Essa reinserção internacional é um dos avanços estratégicos que tem que ser considerados prioritariamente pela esquerda, cuja luta por enfraquecer a hegemonia imperial norteamericana e trabalhar por um mundo multipolar, é uma das marcas que a caracteriza como esquerda no período histórico atual.

Quando o candidato tucano fala em sair ou enfraquecer ainda mais o Mercosul – ainda mais quando a Venezuela ingressa -, em terminar com as alianças com o Sul do mundo para restabelecê-las – obrigatoriamente de maneira subordinada e vulnerando nossa soberania – com as potências centrais do capitalismo, não apenas quer restabelecer nossa posição subordinada e de perfil baixo no mundo, mas também retomar as condições da falta de autonomia para nossas políticas internas. Embora queira aparecer como continuidade do governo Lula – sabendo que, eleitoralmente, será derrotado, se aparecer como opositor frontal -, o candidato tucano vai deixando escapar o que realmente pretenderia fazer, caso ganhasse. A inserção internacional do Brasil seria radicalmente reformulada, em detrimento da prioridade de alianças regionais e com o Sul do mundo, vulnerando assim abertamente as condições de soberania, que são condição não apenas da nossa força externa, mas também da nossa autonomia para desenvolver nossas políticas internas.

Aqui entra o segundo ponto: a avaliação de políticas e de governos, conforme se coloquem a favor ou contra o modelo neoliberal. O governo FHC, depois do fracasso do governo Collor e da retomada do projeto neoliberal pelo governo Itamar, representou o mais coerente projeto neoliberal que o país conheceu, promovendo a desregulamentação e a mercantilização de forma generalizadas. Debilitou o papel do Estado em todos os planos, promoveu privatizações corruptas do patrimônio público, abertura acelerada da economia, proteção do capital financeiro, promoção das políticas de livre comercio no plano externo, exemplificadas no seu mais alto nível na promoção da Alca, precarização das relações de trabalho – com a maioria dos brasileiros passando a não dispor de carteira de trabalho -, entre outros atentados aos direitos sociais, à igualdade e justiça sociais, à democracia e à soberania do Brasil. Expropriou direitos em favor do mercado e da mercantilização, na educação, na saúde, na cultura, em tudo o que pôde.
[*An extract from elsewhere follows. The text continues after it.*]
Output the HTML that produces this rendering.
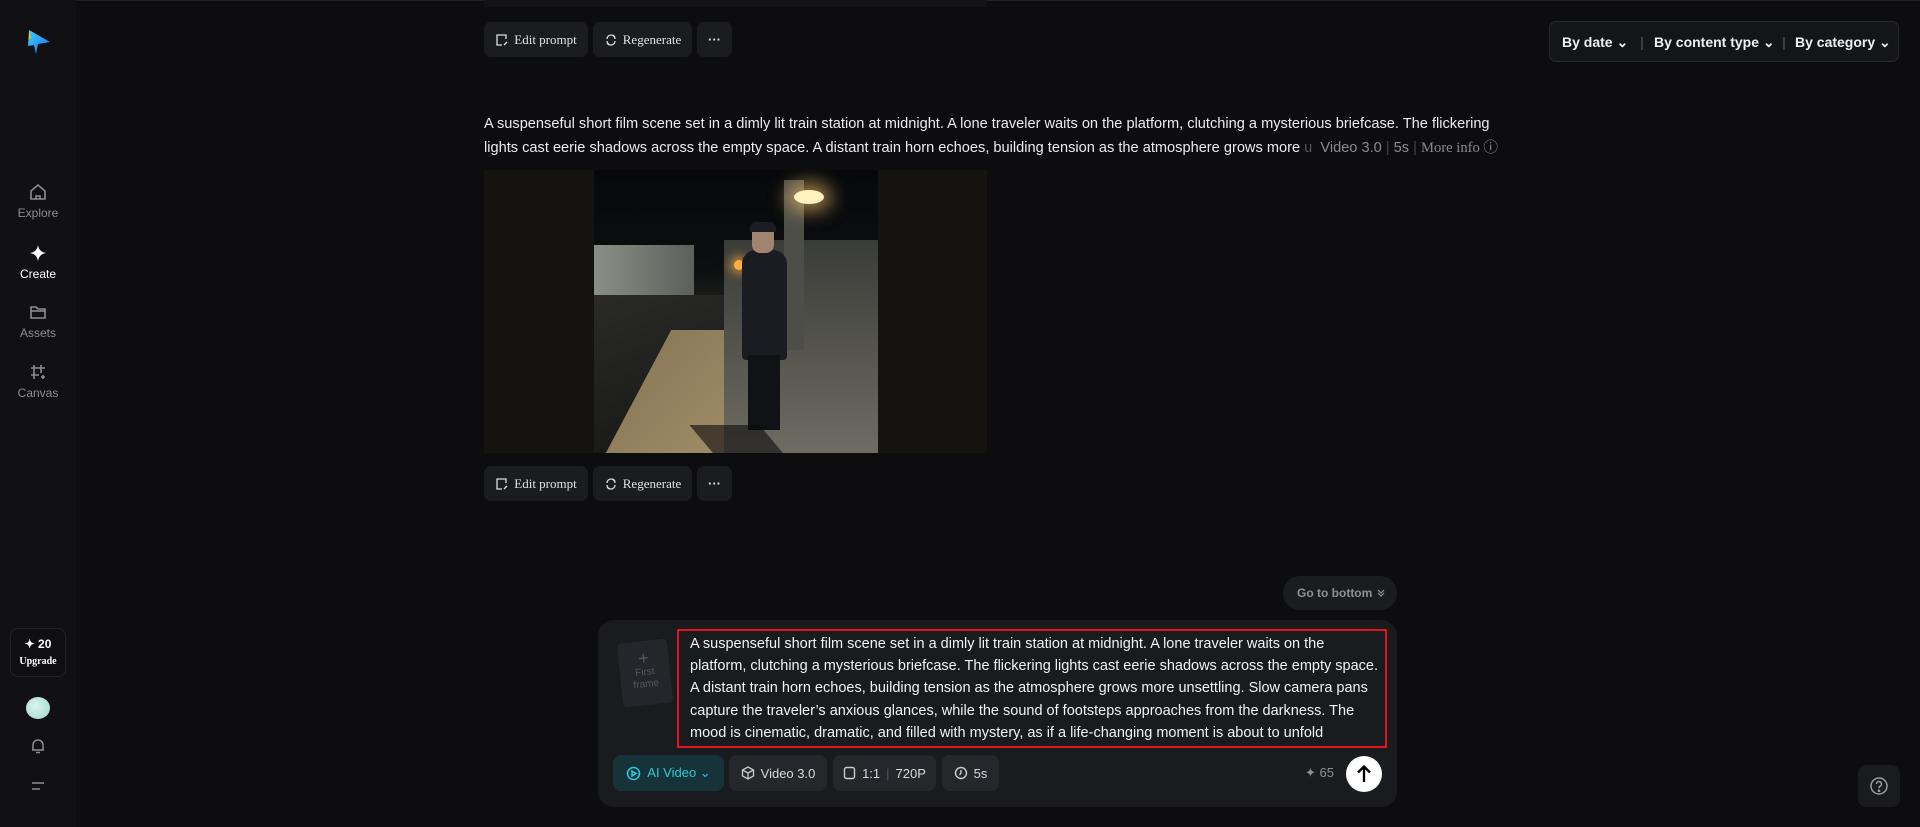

O governo Lula freou o processo de privatizações – que teria avançado para a Petrobras, o Banco do Brasil, a Caixa Econômica, a Eletrobrás, caso os tucanos seguissem governando -, retomou a temática do desenvolvimento econômico, como central, aliada indissoluvelmente à extensão dos direitos econômicos e sociais da grande maioria dos brasileiros, situados na pobreza e na miséria, retomou o papel central do Estado na indução do crescimento econômico e da distribuição de renda, brecou o processo de privatização da educação, fortalecendo as universidades publicas, entre outras ações, todas na contramão do modelo neoliberal. Fortaleceu direitos, promoveu a desmercantilização, avançou na democratização das nossas relações sociais e econômicas, como nenhum outro governo tinha feito.

São essas duas referências que dão o caráter da candidatura da Dilma para a esquerda: reinserção internacional do Brasil, fortalecendo os processos de integração regional e as alianças com o Sul do mundo, e enfraquecimento do processo de mercantilizacao desenfreada promovido pelos tucanos, fortalecendo os direitos, a esfera pública, o papel regulador e indutor do crescimento e dos direitos sociais do Estado.

Quem se propõe a afetar a soberania do Brasil e a questionar ações centrais para a retomada do tema do desenvolvimento – abolida e substituído pelo do ajuste fiscal pelos tucanos -, tentando desqualificar o PAC, prega o maior retrocesso que o Brasil poderia ter hoje, retomando temas jurásicos como as alianças prioritárias com os EUA, o abandono dos processos de integração regional na America Latina e no Sul do mundo.

Daí a polarização entre o campo progressista e o de direita nas eleições deste ano. Qualquer postura que pregue a anulação das diferenças substanciais entre os dois campos, desconhece a realidade objetiva, tenta fazer passar seus desejos com a realidade, e a ameaça cometer de novo o gravíssimo erro estratégico de fazer o jogo da direita, ao considerar – como fizeram em 2006, que Alckmin e Lula seriam iguais, sem que tenham feito autocrítica, por exemplo, sobre o que seria do Brasil na crise, sob direção tucano-demista – de que em um segundo turno se absteriam. A definição da posição no segundo turno deve ser feita desde hoje – pelos candidatos da extrema esquerda, assim como por Marina -, e revela a inserção de cada candidatura no campo da esquerda ou não.

A vitória do campo popular permitirá impor uma derrota estratégica à direita, mandará para a aposentadoria uma geração de políticos de direita, abrirá espaço para a saída definitiva do modelo neoliberal e a construção de um país democrático, justo, solidário, soberano, ao longo de toda a primeira metade do novo século.